Cross-functional transformations, on the other hand, require careful consideration as to whether and how leadership needs to adopt and drive change.
“Planning is a huge opportunity for us. How we plan our business, both in terms of our demand signals through supply side all the way through the plant floor…and we are now attacking that. It’s complicated because it doesn’t all roll up to one individual. It’s disparate throughout the organization. It’s complicated in terms of how it’s evolved over time, but it has a massive impact on our business. If we get better at this, we are going to reduce cycle times exponentially, and we’re going to be more cost effective,” Giresi says.
Breaking through Molex’s 85 years of legacy, the decades of tribal knowledge and ways of doing things that evolved slowly and iteratively over time, to make decisive changes presents the biggest challenge for Giresi and his team.
“From an engineering perspective, we’re trying to change how we design and develop product. It is by far the hardest part of the transformation. It is incredibly hard to get engineering to change how they do something, not because they’re unwilling, [but] because they’re super busy.

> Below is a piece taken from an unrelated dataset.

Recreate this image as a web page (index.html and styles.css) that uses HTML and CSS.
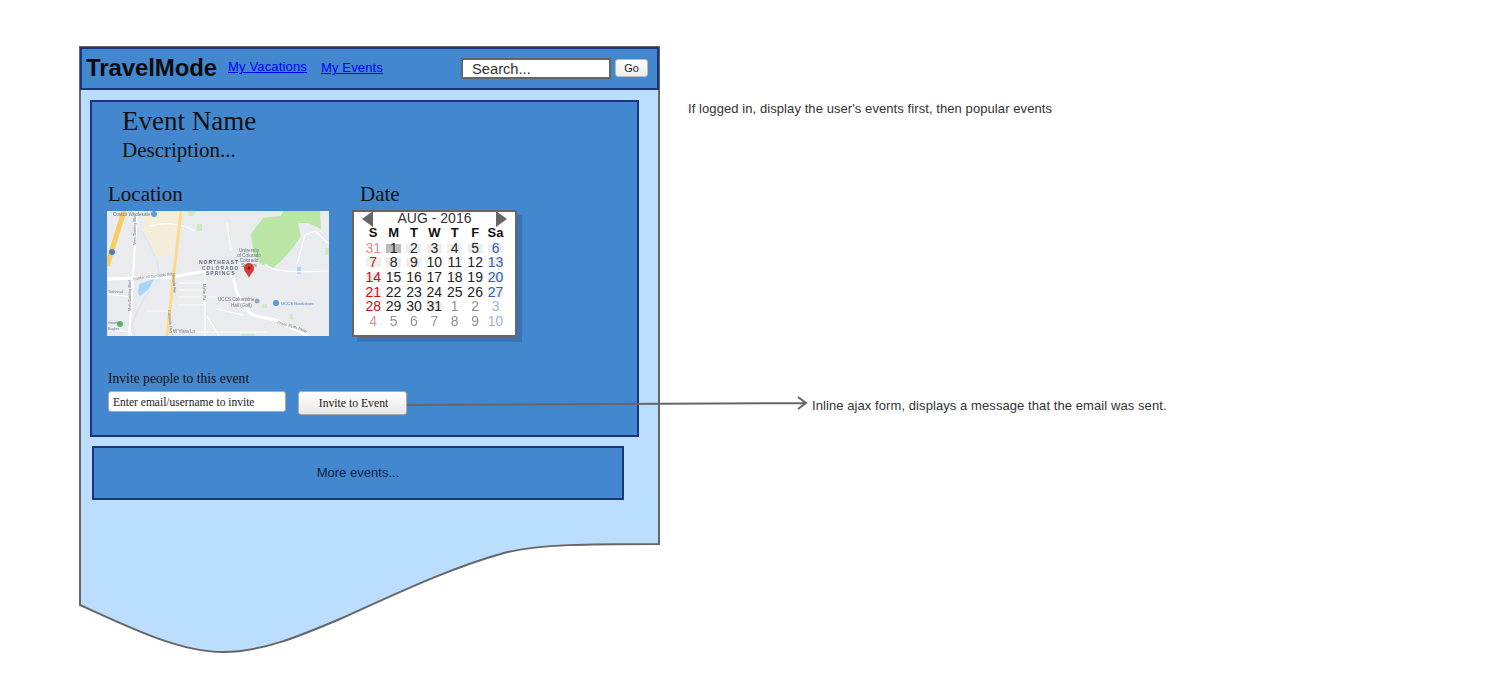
FILE: index.html
```html
<!DOCTYPE html>
<html lang="en">
<head>
<meta charset="utf-8">
<title>TravelMode wireframe</title>
<link rel="stylesheet" href="styles.css">
</head>
<body>
<main class="canvas">
  <svg class="sheet" width="600" height="640" viewBox="0 0 600 640" aria-hidden="true">
    <path class="sheet-shape" d="M1 1H580V498C511 498 460 498 425 507C371 522 321 546 261 573C221 590 183 606 144 606C101 606 51 582 1 559Z"/>
  </svg>

  <section class="wire">
    <header class="topbar">
      <h1 class="brand">TravelMode</h1>
      <nav class="nav">
        <a class="nav-link" href="#">My Vacations</a>
        <a class="nav-link nav-link-low" href="#">My Events</a>
      </nav>
      <form class="search">
        <input class="search-input" value="Search...">
        <button class="go" type="button">Go</button>
      </form>
    </header>

    <article class="event">
      <h2 class="event-name">Event Name</h2>
      <p class="event-desc">Description...</p>
      <div class="details">
        <div class="loc">
          <h3 class="label">Location</h3>
          <svg class="map" width="222" height="125" viewBox="0 0 222 125" role="img" aria-label="Map">
            <rect width="222" height="125" fill="#e9ebee"/>
            <g class="map-soft">
              <path fill="#f6edd8" d="M37 3 73 0 66 42 50 47 37 20Z"/>
              <path fill="#b9e6a5" d="M144 23 156 7 174 5 176 0H213L214 18 201 12 191 12 194 25 186 37 174 50 166 57 153 53 146 40Z"/>
              <path fill="#cdeac0" d="M80 0h9l-3 5h-4zM90 13h5v7h-5zM155 93h5v4h-5zM183 103h3v5h-3zM134 123h14v2h-14zM218 37h4v7h-4z"/>
              <path fill="#a9d5f5" d="M31 83 32 73 47 68 42 78 33 85Z"/>
              <rect fill="#a9d5f5" x="190" y="56" width="4" height="7"/>
              <g fill="none" stroke="#fff">
                <path stroke-width="3" d="M0 68 63 66C85 63 100 59 111 58 120 58 124 60 127 70 130 85 136 96 144 103 155 108 165 107 171 110L201 125"/>
                <path stroke-width="2" d="M30 0 28 33 25 83 22 125"/>
                <path stroke-width="1.2" d="M43 15C55 11 75 12 88 20M72 72H98M72 79H98M72 86H110M72 94H98M98 60V125M63 121H160M110 98 136 104M100 105 112 125M120 12 124 40M158 53C165 60 178 62 222 60M190 53 198 24 208 20 222 33M0 83 25 86M40 100 62 100M4 118C14 122 22 118 25 124"/>
                <path stroke-width=".8" stroke="#cfe2f2" d="M35 20 50 50 53 67 37 87 25 113 28 125"/>
              </g>
              <path fill="none" stroke="#f8cc62" stroke-width="5" d="M17 0 0 55"/>
              <path fill="none" stroke="#fbdc85" stroke-width="3" d="M74 0 60 125"/>
              <circle cx="5" cy="41" r="3" fill="#4a7fc4"/>
              <circle cx="47" cy="3" r="3" fill="#5b9bd5"/>
              <circle cx="150" cy="90" r="2.5" fill="#8faabb"/>
              <circle cx="169" cy="92" r="3" fill="#5b9bd5"/>
              <circle cx="13" cy="113" r="3" fill="#55b96b"/>
              <text class="map-text" x="6" y="5">Costco Wholesale</text>
              <text class="map-text map-small" x="1" y="82">Technical</text>
              <text class="map-text map-small" x="1" y="113">Growth</text>
              <text class="map-text map-small" x="1" y="119">Eagles</text>
              <text class="map-road" transform="translate(26 69) rotate(-7)">Garden of the Gods Rd</text>
              <text class="map-road" transform="translate(29 34) rotate(-90)">Mark Dabling Blvd</text>
              <text class="map-road" transform="translate(24 100) rotate(-90)">Mark Dabling Blvd</text>
              <text class="map-road" transform="translate(65 62) rotate(85)">Nevada Ave</text>
              <text class="map-road" transform="translate(61 99) rotate(85)">Cascade Hwy</text>
              <text class="map-road" transform="translate(96 73) rotate(90)">Mallor Rd</text>
              <text class="map-road" transform="translate(170 112) rotate(18)">Austin Bluffs Pkwy</text>
              <text class="map-text map-dark" x="92" y="53">NORTHEAST</text>
              <text class="map-text map-dark" x="95" y="58.5">COLORADO</text>
              <text class="map-text map-dark" x="99" y="64">SPRINGS</text>
              <text class="map-text map-mid" x="142" y="41">University</text>
              <text class="map-text map-mid" x="142" y="46">of Colorado</text>
              <text class="map-text map-mid" x="142" y="51">Colorado</text>
              <text class="map-text map-mid" x="142" y="56">Springs</text>
              <text class="map-text" x="111" y="90">UCCS Columbine</text>
              <text class="map-text" x="124" y="96">Hall (Golf)</text>
              <text class="map-text map-blue" x="174" y="94">UCCS Bookstore</text>
              <text class="map-text" x="66" y="122">W Vista Ln</text>
            </g>
            <path fill="#dc3a30" d="M142 52C139 52 137 54.500 137 57.500 137 61 140.500 62 142 67 143.500 62 147 61 147 57.500 147 54.500 145 52 142 52Z"/>
            <circle cx="142" cy="57" r="1.500" fill="#7c1512"/>
          </svg>
        </div>
        <div class="date">
          <h3 class="label label-date">Date</h3>
          <div class="cal">
            <div class="cal-head">
              <span class="tri tri-left"></span>
              <span class="cal-title">AUG - 2016</span>
              <span class="tri tri-right"></span>
            </div>
            <div class="cal-grid">
              <b>S</b><b>M</b><b>T</b><b>W</b><b>T</b><b>F</b><b>Sa</b>
              <span class="sun dim">31</span><span class="sel">1</span><span class="mk">2</span><span class="mk">3</span><span class="mk">4</span><span class="mk">5</span><span class="sat mk">6</span>
              <span class="sun mk">7</span><span class="mk">8</span><span class="mk">9</span><span>10</span><span>11</span><span>12</span><span class="sat mk">13</span>
              <span class="sun mk">14</span><span>15</span><span>16</span><span>17</span><span>18</span><span>19</span><span class="sat mk">20</span>
              <span class="sun mk">21</span><span>22</span><span>23</span><span>24</span><span>25</span><span>26</span><span class="sat mk">27</span>
              <span class="sun">28</span><span>29</span><span>30</span><span class="mk">31</span><span class="dim">1</span><span class="dim">2</span><span class="sat dim">3</span>
              <span class="sun dim">4</span><span class="dim">5</span><span class="dim">6</span><span class="dim">7</span><span class="dim">8</span><span class="dim">9</span><span class="sat dim">10</span>
            </div>
          </div>
        </div>
      </div>
      <p class="invite-label">Invite people to this event</p>
      <form class="invite">
        <input class="invite-input" value="Enter email/username to invite">
        <button class="invite-btn" type="button">Invite to Event</button>
      </form>
    </article>

    <div class="more">More events...</div>
  </section>

  <svg class="arrow" width="410" height="20" viewBox="0 0 410 20" aria-hidden="true">
    <path class="arrow-line" d="M0 13 399 11M391 5 399 11 391 17"/>
  </svg>
  <p class="note note-top">If logged in, display the user's events first, then popular events</p>
  <p class="note note-arrow">Inline ajax form, displays a message that the email was sent.</p>
</main>
</body>
</html>
```
FILE: styles.css
```css
* { box-sizing: border-box; }
html, body { margin: 0; padding: 0; background: #fff; }
.canvas { position: relative; width: 1485px; height: 695px; overflow: hidden; }

.sheet { position: absolute; left: 79px; top: 46px; }
.sheet-shape { fill: #bbdeff; stroke: #666; stroke-width: 2; }

.wire { position: absolute; left: 80px; top: 47px; width: 579px; }

.topbar {
  display: flex; align-items: flex-start; height: 43px;
  background: #4387ce; border: 2px solid #1b3383; padding-left: 4px;
}
.brand { margin: 5px 0 0; font: bold 24px/28px "Liberation Sans", sans-serif; letter-spacing: -.1px; color: #0a0a0a; }
.nav { display: flex; align-items: flex-start; margin-left: 11px; gap: 14px; padding-top: 10px; }
.nav-link { font: 13px/16px "Liberation Sans", sans-serif; letter-spacing: .15px; color: #0000ff; }
.nav-link-low { margin-top: 1px; }
.search { display: flex; align-items: flex-start; margin-left: auto; padding: 9px 9px 0 0; gap: 4px; }
.search-input {
  width: 150px; height: 21px; border: 2px solid #666; border-radius: 0; background: #fff;
  padding: 0 0 0 9px; font: 14.7px "Liberation Sans", sans-serif; color: #333; outline: 0;
}
.go {
  width: 33px; height: 18px; margin-top: 1px; padding: 0; border: 1px solid #bbb; border-radius: 3px;
  background: linear-gradient(#fff, #ececec); font: 11px "Liberation Sans", sans-serif; color: #222;
}

.event {
  margin: 10px 0 0 10px; width: 549px; height: 337px; padding: 6px 16px 0;
  background: #4387ce; border: 2px solid #1b3383; color: #111;
  font-family: "Liberation Serif", serif;
}
.event-name { margin: 0 0 0 14px; font: 27px/26px "Liberation Serif", serif; font-weight: 400; }
.event-desc { margin: 3px 0 0 14px; font: 21px/26px "Liberation Serif", serif; }
.details { display: flex; margin: 20px 0 0 -1px; }
.loc { width: 245px; }
.label { margin: 0 0 5px 1px; font: 21px/23px "Liberation Serif", serif; font-weight: 400; }
.label-date { margin-left: 8px; }
.map { display: block; }
.map-soft { filter: blur(.4px); }
.map-text { font: 4.6px "Liberation Sans", sans-serif; fill: #6b7480; }
.map-small { font-size: 3.6px; }
.map-road { font: 3.8px "Liberation Sans", sans-serif; fill: #6b7480; }
.map-dark { font-size: 5px; letter-spacing: 1px; fill: #5a6a85; font-weight: bold; }
.map-mid { text-anchor: middle; }
.map-blue { font-size: 4.3px; fill: #3f7fd0; }

.cal {
  width: 165px; height: 127px; margin-top: -1px; background: #fff; border: 2px solid #666;
  box-shadow: 5px 5px 0 #3a72b4; font-family: "Liberation Sans", sans-serif;
}
.cal-head { display: flex; justify-content: space-between; align-items: center; height: 14px; padding: 0 8px; }
.cal-title { font-size: 14px; line-height: 14px; color: #333; margin-top: -2px; }
.tri { width: 0; height: 0; border-top: 8px solid transparent; border-bottom: 8px solid transparent; }
.tri-left { border-right: 11px solid #666; }
.tri-right { border-left: 11px solid #666; }
.cal-grid {
  display: grid; grid-template-columns: repeat(7, 20.4px); grid-auto-rows: 14.7px;
  margin-left: 9px; font-size: 14px; line-height: 14.7px; text-align: center; color: #222;
}
.cal-grid b { color: #111; font-size: 13px; }
.cal-grid span { background-repeat: no-repeat; background-position: center 3px; background-size: 15px 9px; }
.mk { background-image: linear-gradient(#eee, #eee); }
.sel { background-image: linear-gradient(#bbb, #bbb); }
.sun { color: #cc1111; }
.sat { color: #3b5fb5; }
.dim { opacity: .5; }

.invite-label { margin: 34px 0 0; font-size: 13.6px; line-height: 15px; }
.invite { display: flex; align-items: flex-start; gap: 12px; margin-top: 5px; }
.invite-input {
  width: 178px; height: 21px; padding: 0 0 0 4px; border: 1px solid #aaa; border-radius: 3px;
  background: #fff; font: 11.5px "Liberation Serif", serif; color: #222; outline: 0;
}
.invite-btn {
  width: 109px; height: 24px; padding: 0 0 0 2px; border: 1px solid #aaa; border-radius: 3px;
  background: linear-gradient(#fff, #e8e8e8); font: 11.7px "Liberation Serif", serif; color: #222;
}

.more {
  display: flex; align-items: center; justify-content: center;
  margin: 9px 0 0 12px; width: 532px; height: 54px; padding-bottom: 2px;
  background: #4387ce; border: 2px solid #1b3383;
  font: 13px "Liberation Sans", sans-serif; letter-spacing: .02px; color: #0f2444;
}

.arrow { position: absolute; left: 407px; top: 392px; }
.arrow-line { fill: none; stroke: #666; stroke-width: 2; }
.note { position: absolute; margin: 0; font: 13px/16px "Liberation Sans", sans-serif; letter-spacing: .08px; color: #333; white-space: nowrap; }
.note-top { left: 688px; top: 101px; }
.note-arrow { left: 812px; top: 398px; }
```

We have a tremendous amount of demand rolling through our commercialization process. They have a way of working, and we’re asking them to change it,” Giresi says.
Changes that equally add value to the customer and benefit how Molex does business ultimately prove sustainable.
“Who cares if we actually can’t pull it into a commercialization process that shows up faster for the customer? So everything we do is around that, that mental model, everything, and we’re getting better and better at it.”